CAUSE: Predictive Software to Counter Cyber Attacks
The intelligence community is holding a contest to design software that combs open source data to predict cyber attacks before they occur.
Imagine if IBM’s Watson — the “Jeopardy!” champion supercomputer — could answer not only trivia questions and forecast the weather, but also predict data breaches days before they occur. That is the ambitious, long-term goal of a contest being held by the US intelligence community.
Academics and industry scientists are teaming up to build software that can analyze publicly available data and a specific organization’s network activity to find patterns suggesting the likelihood of an imminent hack.
The dream of the future: A White House supercomputer spitting out forecasts on the probability that, say, China will try to intercept situation room video that day, or that Russia will eavesdrop on Secretary of State John Kerry’s phone conversations with German Chancellor Angela Merkel.
IBM has even expressed interest in the “Cyber-attack Automated Unconventional Sensor Environment,” or CAUSE, project. Big Blue officials presented a basic approach at a Jan. 21 proposers’ day.
CAUSE is the brainchild of the Office for Anticipating Surprise under the director of national intelligence. Current plans call for a four-year race to develop a totally new way of detecting cyber incidents — hours to weeks earlier than intrusion-detection systems, according to the Intelligence Advanced Research Projects Activity.
The project’s cyber-psychic bots will estimate when an intruder might attempt to break into a system or install malicious code. Forecasts also will report when a hacker might flood a network with bogus traffic that freezes operations – a so-called Denial-of-Service attack.
Such computer-driven predictions have worked for anticipating the spread of Ebola, other disease outbreaks and political uprisings. But few researchers have used such technology for cyberattack forecasts.
About 150 would-be participants from the private sector and academia showed up for the January informational workshop. Rahmer was tight-lipped about the size of the prize pot, which will be announced later this year. Teams will have to meet various minigoals to pass on to the next round of competition, such as picking data feeds, creating probability formulas and forecasting cyberattacks across multiple organizations.
It’s not an exact science. There will be false alarms. And the human brain must provide some support after the machines do their thing.

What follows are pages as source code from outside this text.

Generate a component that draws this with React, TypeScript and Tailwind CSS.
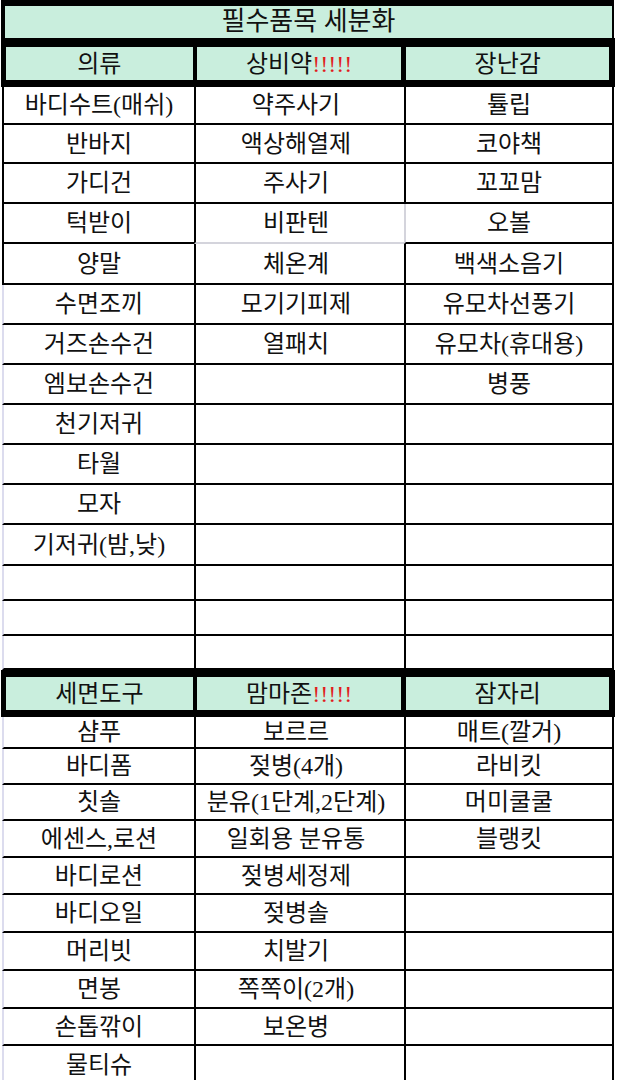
import React from 'react';

type Row = { h: number; cells: [string, string, string]; leftLine?: string; greyBottom2?: boolean; greyLeft3?: boolean };

const FONT = { fontFamily: '"Liberation Serif", "Noto Sans CJK KR", serif' };

const Bang = () => <span className="text-[#e11d1d]">!!!!!</span>;

const top: Row[] = [
  { h: 38, cells: ['바디수트(매쉬)', '약주사기', '튤립'] },
  { h: 39, cells: ['반바지', '액상해열제', '코야책'] },
  { h: 40, cells: ['가디건', '주사기', '꼬꼬맘'] },
  { h: 40, cells: ['턱받이', '비판텐', '오볼'], greyBottom2: true, greyLeft3: true },
  { h: 41, cells: ['양말', '체온계', '백색소음기'] },
  { h: 40, cells: ['수면조끼', '모기기피제', '유모차선풍기'], leftLine: 'lav' },
  { h: 40, cells: ['거즈손수건', '열패치', '유모차(휴대용)'], leftLine: 'lav' },
  { h: 40, cells: ['엠보손수건', '', '병풍'], leftLine: 'lav' },
  { h: 40, cells: ['천기저귀', '', ''], leftLine: 'lav' },
  { h: 40, cells: ['타월', '', ''], leftLine: 'lav' },
  { h: 40, cells: ['모자', '', ''], leftLine: 'lav' },
  { h: 41, cells: ['기저귀(밤,낮)', '', ''], leftLine: 'lav' },
  { h: 35, cells: ['', '', ''], leftLine: 'lav' },
  { h: 35, cells: ['', '', ''], leftLine: 'lav' },
  { h: 34, cells: ['', '', ''], leftLine: 'lav' },
];

const bottom: Row[] = [
  { h: 32, cells: ['샴푸', '보르르', '매트(깔거)'], leftLine: 'lav' },
  { h: 36, cells: ['바디폼', '젖병(4개)', '라비킷'], leftLine: 'lav' },
  { h: 36, cells: ['칫솔', '분유(1단계,2단계)', '머미쿨쿨'], leftLine: 'lav' },
  { h: 37, cells: ['에센스,로션', '일회용 분유통', '블랭킷'], leftLine: 'lav' },
  { h: 37, cells: ['바디로션', '젖병세정제', ''], leftLine: 'lav' },
  { h: 38, cells: ['바디오일', '젖병솔', ''], leftLine: 'lav' },
  { h: 38, cells: ['머리빗', '치발기', ''], leftLine: 'lav' },
  { h: 38, cells: ['면봉', '쪽쪽이(2개)', ''], leftLine: 'lav' },
  { h: 37, cells: ['손톱깎이', '보온병', ''], leftLine: 'lav' },
  { h: 40, cells: ['물티슈', '', ''], leftLine: 'lav' },
];

function DataRow({ row }: { row: Row }) {
  const [a, b, c] = row.cells;
  return (
    <div className="flex ml-[2px] w-[612px]" style={{ height: row.h }}>
      <div
        className={
          'w-[192px] border-l-2 border-b-2 border-b-black flex items-center justify-center whitespace-nowrap ' +
          (row.leftLine === 'lav' ? 'border-l-[#dcdcee]' : 'border-l-black')
        }
      >
        {a}
      </div>
      <div
        className={
          'w-[210px] border-l-2 border-l-black border-b-2 flex items-center justify-center whitespace-nowrap pr-[8px] ' +
          (row.greyBottom2 ? 'border-b-[#d4d4dc]' : 'border-b-black')
        }
      >
        {b}
      </div>
      <div
        className={
          'w-[210px] border-l-2 border-r-2 border-r-black border-b-2 border-b-black flex items-center justify-center whitespace-nowrap ' +
          (row.greyLeft3 ? 'border-l-[#d4d4dc]' : 'border-l-black')
        }
      >
        {c}
      </div>
    </div>
  );
}

function HeaderRow({ labels, pt }: { labels: React.ReactNode[]; pt: string }) {
  return (
    <div className={'flex bg-black ml-[1px] w-[614px] pb-[7px] pl-[5px] pr-[6px] gap-[4px] ' + pt}>
      <div className="w-[187px] h-[33px] bg-[#c9eedd] flex items-center justify-center">{labels[0]}</div>
      <div className="w-[205px] h-[33px] bg-[#c9eedd] flex items-center justify-center">{labels[1]}</div>
      <div className="w-[203px] h-[33px] bg-[#c9eedd] flex items-center justify-center ml-[1px]">{labels[2]}</div>
    </div>
  );
}

export default function App() {
  return (
    <div className="w-[621px] h-[1080px] overflow-hidden bg-white text-[24px] leading-none text-[#111]" style={FONT}>
      <div className="ml-[1px] w-[613px] bg-black pt-[6px] pl-[4px] pr-[2px]">
        <div className="h-[32px] bg-[#c9eedd] flex items-center justify-center text-[26px]">필수품목 세분화</div>
      </div>
      <HeaderRow
        pt="pt-[9px]"
        labels={[
          '의류',
          <span key="b">상비약<Bang /></span>,
          '장난감',
        ]}
      />
      {top.map((r, i) => (
        <DataRow key={i} row={r} />
      ))}
      <HeaderRow
        pt="pt-[7px]"
        labels={[
          '세면도구',
          <span key="m">맘마존<Bang /></span>,
          '잠자리',
        ]}
      />
      {bottom.map((r, i) => (
        <DataRow key={i} row={r} />
      ))}
    </div>
  );
}
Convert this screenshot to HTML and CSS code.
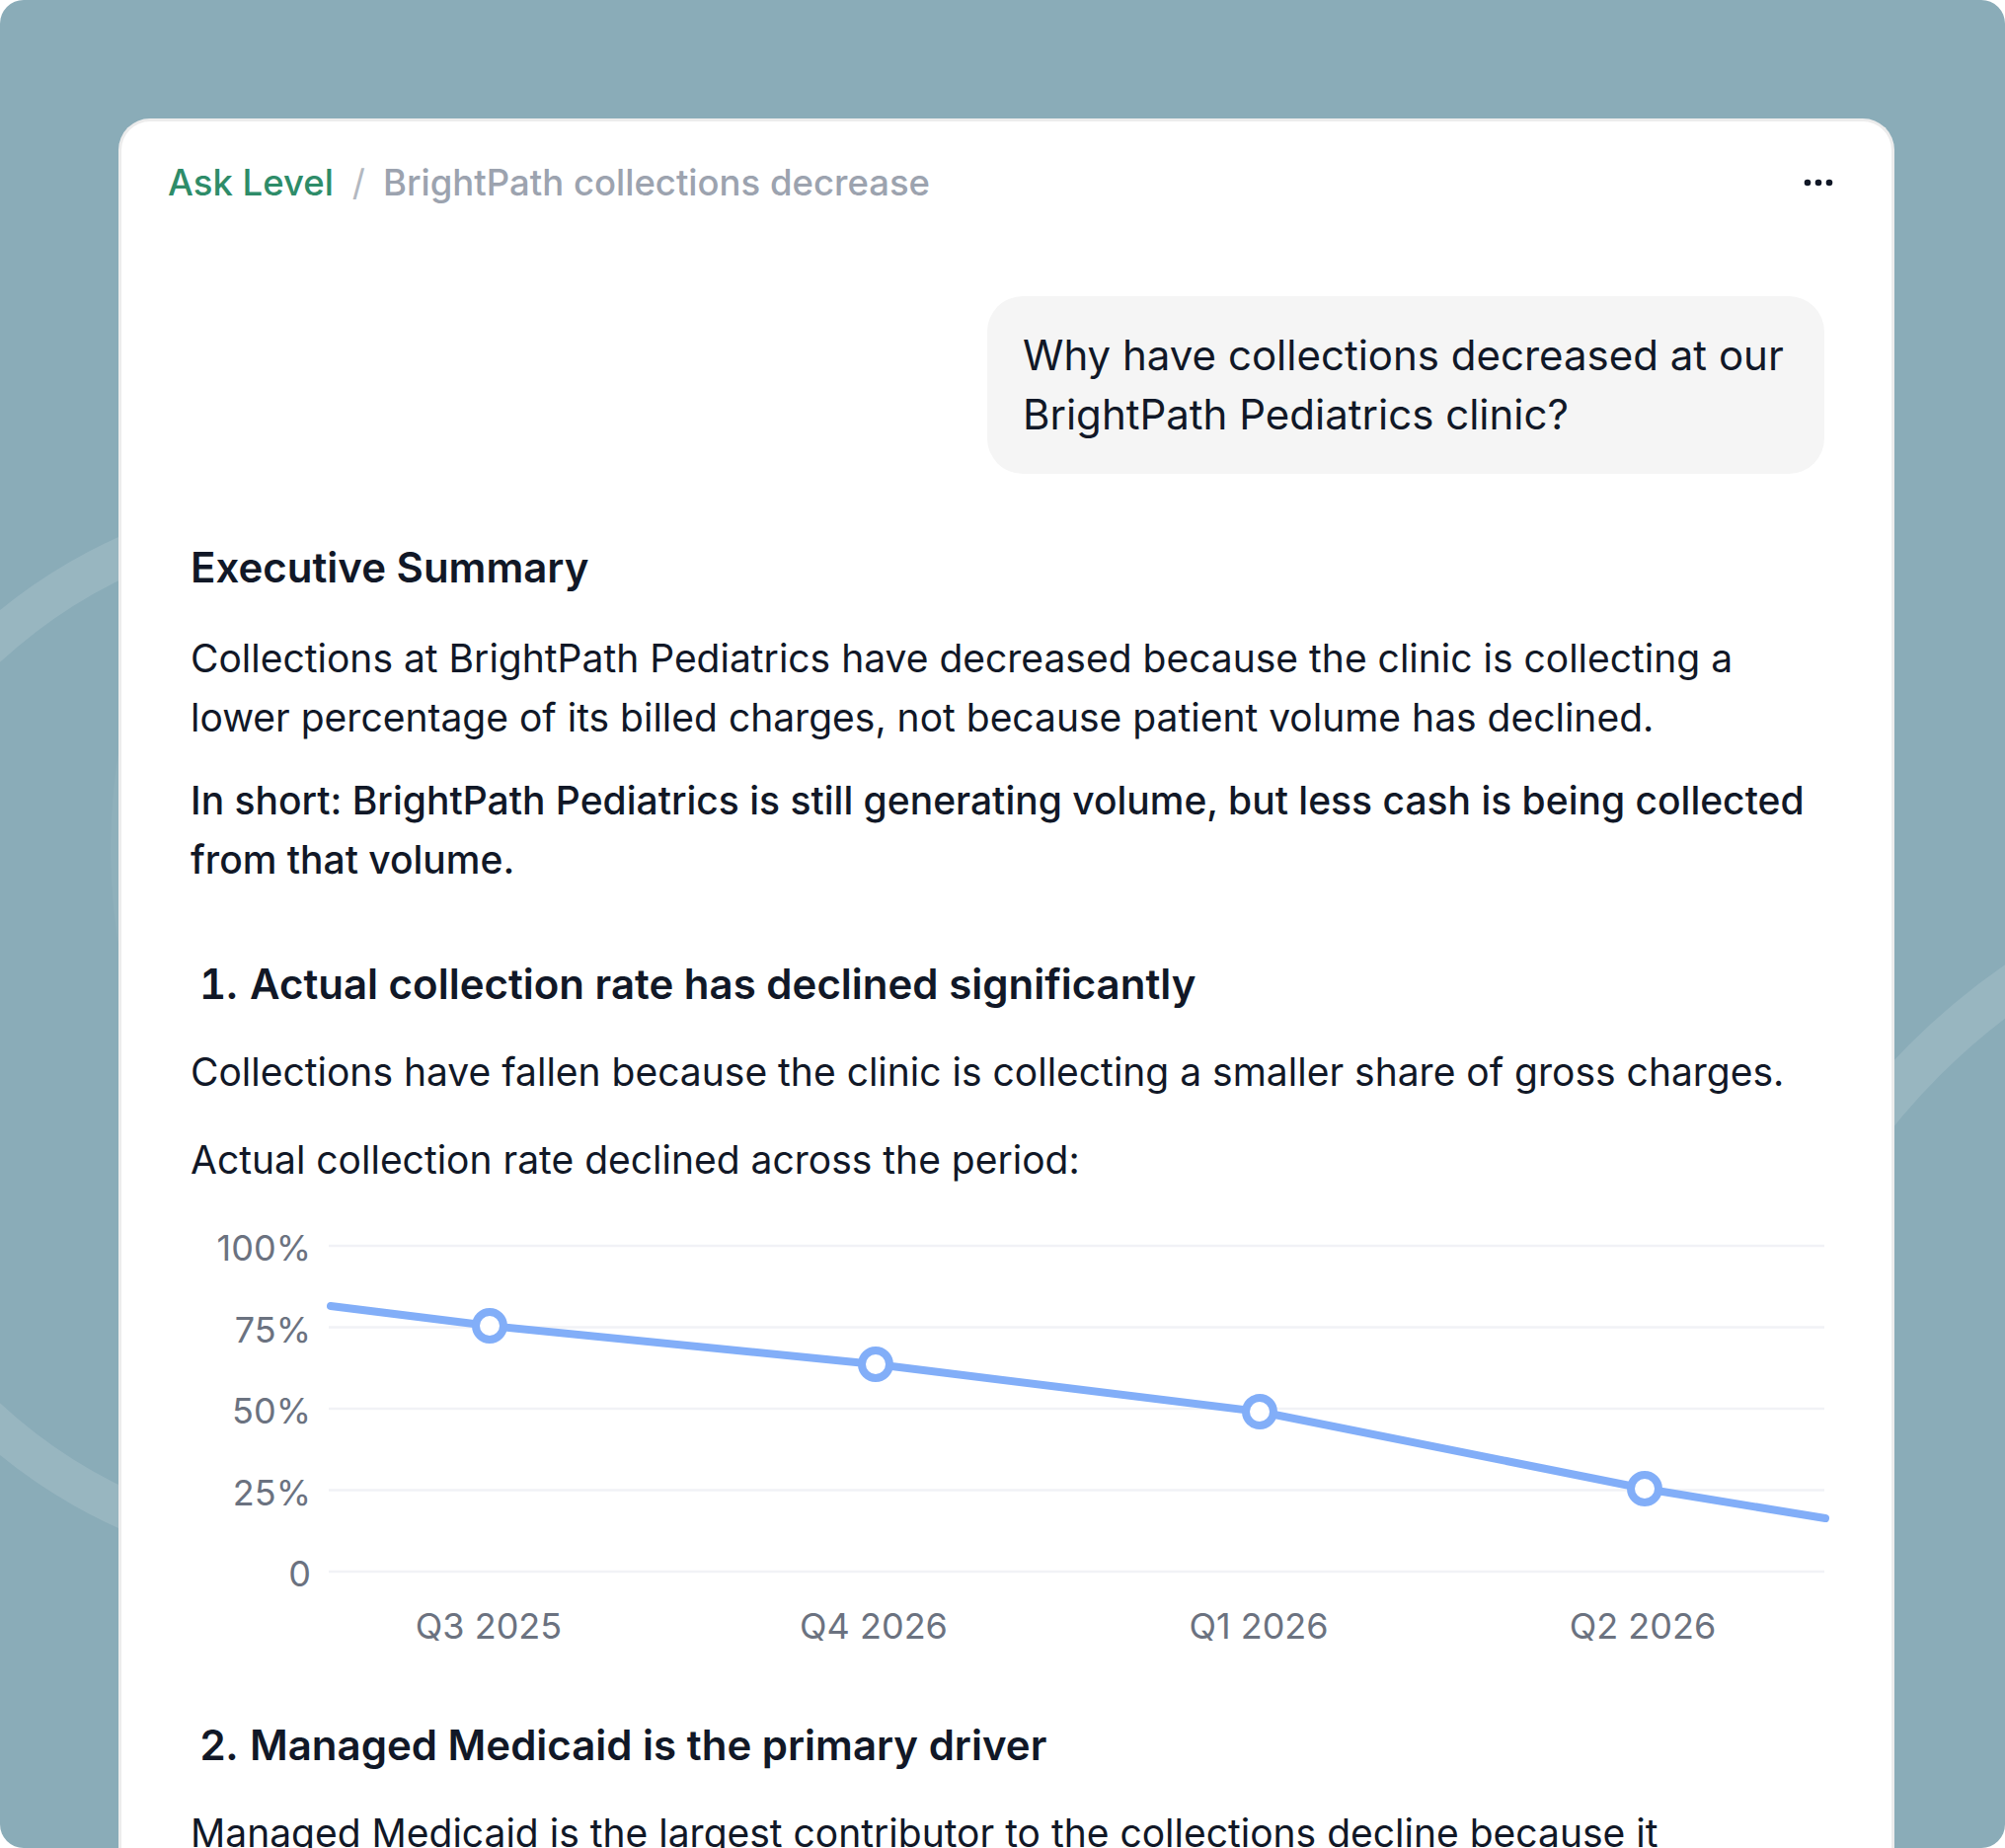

Clues might be found on Twitter, Facebook and other social media, as well as online discussions, news feeds, Web searches and many other online platforms. Unconventional sources tapped could include black market storefronts that peddle malware and hacker group-behavior models. AI will do all this work, not people. Machines will try to infer motivations and intentions. Then mathematical formulas, or algorithms, will parse these streams of data to generate likely hits.